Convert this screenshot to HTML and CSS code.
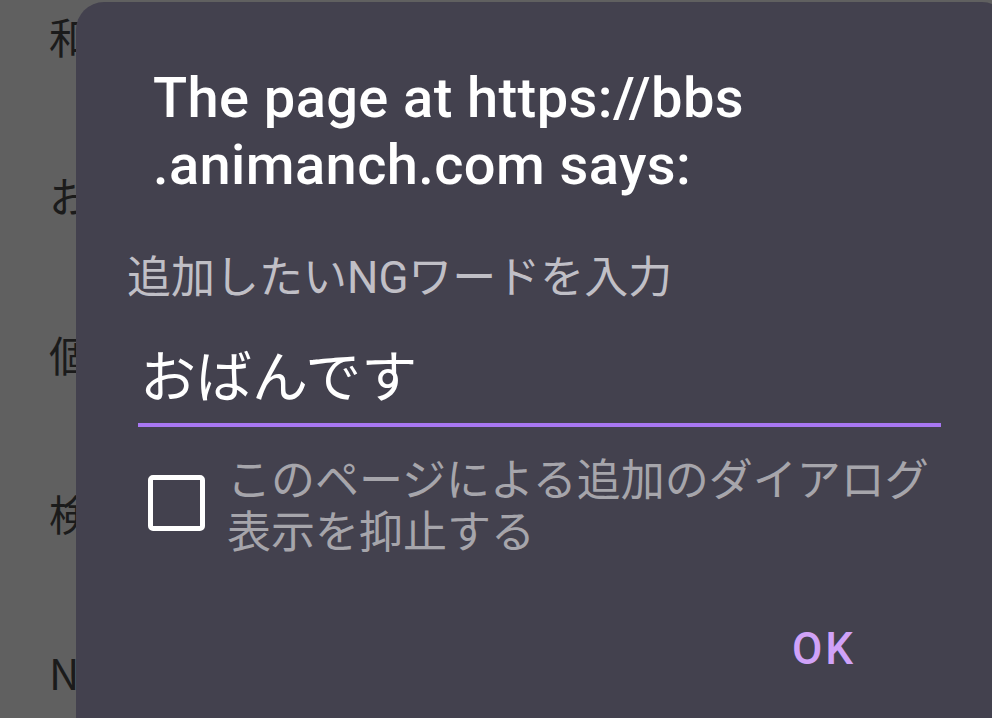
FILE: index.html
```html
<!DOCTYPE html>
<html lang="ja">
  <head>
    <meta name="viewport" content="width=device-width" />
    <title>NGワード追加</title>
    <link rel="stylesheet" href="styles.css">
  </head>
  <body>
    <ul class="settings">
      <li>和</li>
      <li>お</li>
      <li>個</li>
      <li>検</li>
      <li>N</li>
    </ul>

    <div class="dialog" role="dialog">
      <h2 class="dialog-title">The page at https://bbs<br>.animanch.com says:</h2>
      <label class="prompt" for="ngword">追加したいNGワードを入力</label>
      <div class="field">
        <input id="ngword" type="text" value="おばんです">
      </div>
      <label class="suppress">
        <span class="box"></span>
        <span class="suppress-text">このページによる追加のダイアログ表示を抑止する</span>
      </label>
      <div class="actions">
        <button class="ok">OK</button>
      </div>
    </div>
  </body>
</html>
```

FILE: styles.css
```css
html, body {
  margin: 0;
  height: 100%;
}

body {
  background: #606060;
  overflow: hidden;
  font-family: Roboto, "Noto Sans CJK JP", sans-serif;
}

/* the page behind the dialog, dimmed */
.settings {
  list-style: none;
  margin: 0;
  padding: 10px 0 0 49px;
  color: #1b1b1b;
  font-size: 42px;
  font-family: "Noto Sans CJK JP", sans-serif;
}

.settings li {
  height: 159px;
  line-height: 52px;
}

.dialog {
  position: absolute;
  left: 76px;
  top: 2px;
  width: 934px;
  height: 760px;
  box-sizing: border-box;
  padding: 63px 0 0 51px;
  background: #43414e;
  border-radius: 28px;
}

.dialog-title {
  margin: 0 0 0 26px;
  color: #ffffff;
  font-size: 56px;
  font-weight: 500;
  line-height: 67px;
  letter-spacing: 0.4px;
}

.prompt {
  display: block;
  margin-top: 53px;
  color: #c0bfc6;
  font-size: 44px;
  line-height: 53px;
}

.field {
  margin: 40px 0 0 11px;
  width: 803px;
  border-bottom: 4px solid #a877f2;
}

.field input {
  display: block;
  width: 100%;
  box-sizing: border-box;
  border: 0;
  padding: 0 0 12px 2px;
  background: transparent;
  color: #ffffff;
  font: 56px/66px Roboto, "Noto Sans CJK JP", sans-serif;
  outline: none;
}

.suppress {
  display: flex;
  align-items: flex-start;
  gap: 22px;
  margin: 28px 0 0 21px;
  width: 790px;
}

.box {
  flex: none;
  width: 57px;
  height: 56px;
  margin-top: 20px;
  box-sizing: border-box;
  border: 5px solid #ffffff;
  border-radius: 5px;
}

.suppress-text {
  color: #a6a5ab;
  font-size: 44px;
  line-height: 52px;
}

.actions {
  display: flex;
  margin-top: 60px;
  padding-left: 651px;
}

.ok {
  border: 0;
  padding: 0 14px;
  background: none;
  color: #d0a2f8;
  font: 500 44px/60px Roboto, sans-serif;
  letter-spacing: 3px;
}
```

::::::::::

Copy the material above exactly and drop the pictures.

**Output of the task**.
Convert this screenshot to HTML and CSS code.
FILE: index.html
```html
<!DOCTYPE html>
<html lang="ja">
  <head>
    <meta name="viewport" content="width=device-width" />
    <title>NGワード追加</title>
    <link rel="stylesheet" href="styles.css">
  </head>
  <body>
    <ul class="settings">
      <li>和</li>
      <li>お</li>
      <li>個</li>
      <li>検</li>
      <li>N</li>
    </ul>

    <div class="dialog" role="dialog">
      <h2 class="dialog-title">The page at https://bbs<br>.animanch.com says:</h2>
      <label class="prompt" for="ngword">追加したいNGワードを入力</label>
      <div class="field">
        <input id="ngword" type="text" value="おばんです">
      </div>
      <label class="suppress">
        <span class="box"></span>
        <span class="suppress-text">このページによる追加のダイアログ表示を抑止する</span>
      </label>
      <div class="actions">
        <button class="ok">OK</button>
      </div>
    </div>
  </body>
</html>
```

FILE: styles.css
```css
html, body {
  margin: 0;
  height: 100%;
}

body {
  background: #606060;
  overflow: hidden;
  font-family: Roboto, "Noto Sans CJK JP", sans-serif;
}

/* the page behind the dialog, dimmed */
.settings {
  list-style: none;
  margin: 0;
  padding: 10px 0 0 49px;
  color: #1b1b1b;
  font-size: 42px;
  font-family: "Noto Sans CJK JP", sans-serif;
}

.settings li {
  height: 159px;
  line-height: 52px;
}

.dialog {
  position: absolute;
  left: 76px;
  top: 2px;
  width: 934px;
  height: 760px;
  box-sizing: border-box;
  padding: 63px 0 0 51px;
  background: #43414e;
  border-radius: 28px;
}

.dialog-title {
  margin: 0 0 0 26px;
  color: #ffffff;
  font-size: 56px;
  font-weight: 500;
  line-height: 67px;
  letter-spacing: 0.4px;
}

.prompt {
  display: block;
  margin-top: 53px;
  color: #c0bfc6;
  font-size: 44px;
  line-height: 53px;
}

.field {
  margin: 40px 0 0 11px;
  width: 803px;
  border-bottom: 4px solid #a877f2;
}

.field input {
  display: block;
  width: 100%;
  box-sizing: border-box;
  border: 0;
  padding: 0 0 12px 2px;
  background: transparent;
  color: #ffffff;
  font: 56px/66px Roboto, "Noto Sans CJK JP", sans-serif;
  outline: none;
}

.suppress {
  display: flex;
  align-items: flex-start;
  gap: 22px;
  margin: 28px 0 0 21px;
  width: 790px;
}

.box {
  flex: none;
  width: 57px;
  height: 56px;
  margin-top: 20px;
  box-sizing: border-box;
  border: 5px solid #ffffff;
  border-radius: 5px;
}

.suppress-text {
  color: #a6a5ab;
  font-size: 44px;
  line-height: 52px;
}

.actions {
  display: flex;
  margin-top: 60px;
  padding-left: 651px;
}

.ok {
  border: 0;
  padding: 0 14px;
  background: none;
  color: #d0a2f8;
  font: 500 44px/60px Roboto, sans-serif;
  letter-spacing: 3px;
}
```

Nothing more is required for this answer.